Your objective:
Every line below should be copied exactly; drop the pictures.

Dataset excerpt:

--- Begin ---

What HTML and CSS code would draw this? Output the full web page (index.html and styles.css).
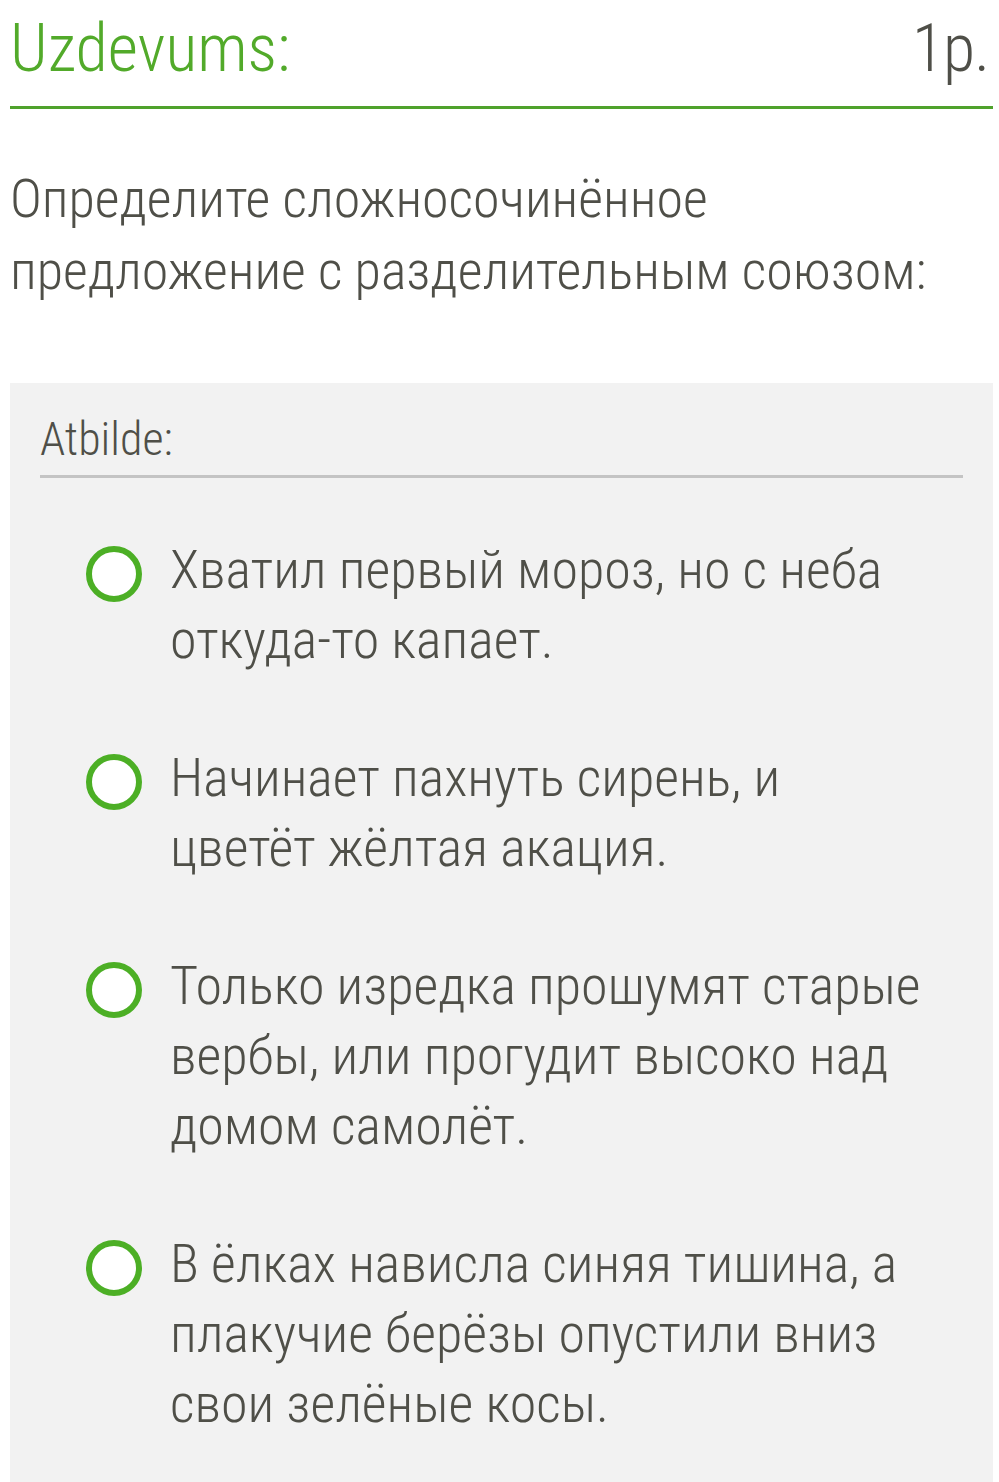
FILE: index.html
```html
<!DOCTYPE html>
<html lang="ru">
<head>
  <meta charset="UTF-8" />
  <meta name="viewport" content="width=device-width, initial-scale=1.0"/>
  <title>Uzdevums</title>
  <link rel="stylesheet" href="styles.css">
</head>
<body>

  <div class="page">
    <header class="task-head">
      <div class="task-title">Uzdevums:</div>
      <div class="task-points">1р.</div>
    </header>

    <div class="question">
      Определите сложносочинённое предложение с разделительным союзом:
    </div>

    <div class="answer-box">
      <div class="answer-label">Atbilde:</div>

      <div class="options">
        <label class="option">
          <span class="radio"></span>
          <span class="option-text">Хватил первый мороз, но с неба откуда-то капает.</span>
        </label>
        <label class="option">
          <span class="radio"></span>
          <span class="option-text">Начинает пахнуть сирень, и цветёт жёлтая акация.</span>
        </label>
        <label class="option">
          <span class="radio"></span>
          <span class="option-text">Только изредка прошумят старые вербы, или прогудит высоко над домом самолёт.</span>
        </label>
        <label class="option">
          <span class="radio"></span>
          <span class="option-text">В ёлках нависла синяя тишина, а плакучие берёзы опустили вниз свои зелёные косы.</span>
        </label>
      </div>
    </div>
  </div>

</body>
</html>
```

FILE: styles.css
```css
body {
  margin: 0;
  font-family: "Roboto Condensed", Roboto, "Liberation Sans", sans-serif;
  font-weight: 300;
  color: #4f4f48;
  background: #fff;
}

.page {
  padding: 0 6px 0 10px;
}

.task-head {
  display: flex;
  justify-content: space-between;
  align-items: flex-start;
  height: 109px;
  border-bottom: 3px solid #4fa22c;
  box-sizing: border-box;
}

.task-title {
  font-size: 66px;
  line-height: 98px;
  color: #52aa2a;
}

.task-points {
  font-size: 66px;
  line-height: 98px;
  letter-spacing: -1px;
  padding-right: 4px;
}

.question {
  font-size: 54px;
  line-height: 72px;
  padding: 54px 0 76px;
}

.answer-box {
  background: #f2f2f2;
  padding: 20px 30px 40px;
  min-height: 1100px;
}

.answer-label {
  font-size: 46px;
  line-height: 72px;
  border-bottom: 3px solid #c4c4c4;
}

.options {
  padding: 57px 30px 0 46px;
  display: flex;
  flex-direction: column;
  gap: 68px;
}

.option {
  display: flex;
  align-items: flex-start;
  gap: 28px;
}

.radio {
  flex: none;
  width: 44px;
  height: 44px;
  margin-top: 11px;
  border: 6px solid #4caf25;
  border-radius: 50%;
  background: #fff;
}

.option-text {
  font-size: 54px;
  line-height: 70px;
}
```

--- End ---

Solution to the exercise:
What HTML and CSS code would draw this? Output the full web page (index.html and styles.css).
FILE: index.html
```html
<!DOCTYPE html>
<html lang="ru">
<head>
  <meta charset="UTF-8" />
  <meta name="viewport" content="width=device-width, initial-scale=1.0"/>
  <title>Uzdevums</title>
  <link rel="stylesheet" href="styles.css">
</head>
<body>

  <div class="page">
    <header class="task-head">
      <div class="task-title">Uzdevums:</div>
      <div class="task-points">1р.</div>
    </header>

    <div class="question">
      Определите сложносочинённое предложение с разделительным союзом:
    </div>

    <div class="answer-box">
      <div class="answer-label">Atbilde:</div>

      <div class="options">
        <label class="option">
          <span class="radio"></span>
          <span class="option-text">Хватил первый мороз, но с неба откуда-то капает.</span>
        </label>
        <label class="option">
          <span class="radio"></span>
          <span class="option-text">Начинает пахнуть сирень, и цветёт жёлтая акация.</span>
        </label>
        <label class="option">
          <span class="radio"></span>
          <span class="option-text">Только изредка прошумят старые вербы, или прогудит высоко над домом самолёт.</span>
        </label>
        <label class="option">
          <span class="radio"></span>
          <span class="option-text">В ёлках нависла синяя тишина, а плакучие берёзы опустили вниз свои зелёные косы.</span>
        </label>
      </div>
    </div>
  </div>

</body>
</html>
```

FILE: styles.css
```css
body {
  margin: 0;
  font-family: "Roboto Condensed", Roboto, "Liberation Sans", sans-serif;
  font-weight: 300;
  color: #4f4f48;
  background: #fff;
}

.page {
  padding: 0 6px 0 10px;
}

.task-head {
  display: flex;
  justify-content: space-between;
  align-items: flex-start;
  height: 109px;
  border-bottom: 3px solid #4fa22c;
  box-sizing: border-box;
}

.task-title {
  font-size: 66px;
  line-height: 98px;
  color: #52aa2a;
}

.task-points {
  font-size: 66px;
  line-height: 98px;
  letter-spacing: -1px;
  padding-right: 4px;
}

.question {
  font-size: 54px;
  line-height: 72px;
  padding: 54px 0 76px;
}

.answer-box {
  background: #f2f2f2;
  padding: 20px 30px 40px;
  min-height: 1100px;
}

.answer-label {
  font-size: 46px;
  line-height: 72px;
  border-bottom: 3px solid #c4c4c4;
}

.options {
  padding: 57px 30px 0 46px;
  display: flex;
  flex-direction: column;
  gap: 68px;
}

.option {
  display: flex;
  align-items: flex-start;
  gap: 28px;
}

.radio {
  flex: none;
  width: 44px;
  height: 44px;
  margin-top: 11px;
  border: 6px solid #4caf25;
  border-radius: 50%;
  background: #fff;
}

.option-text {
  font-size: 54px;
  line-height: 70px;
}
```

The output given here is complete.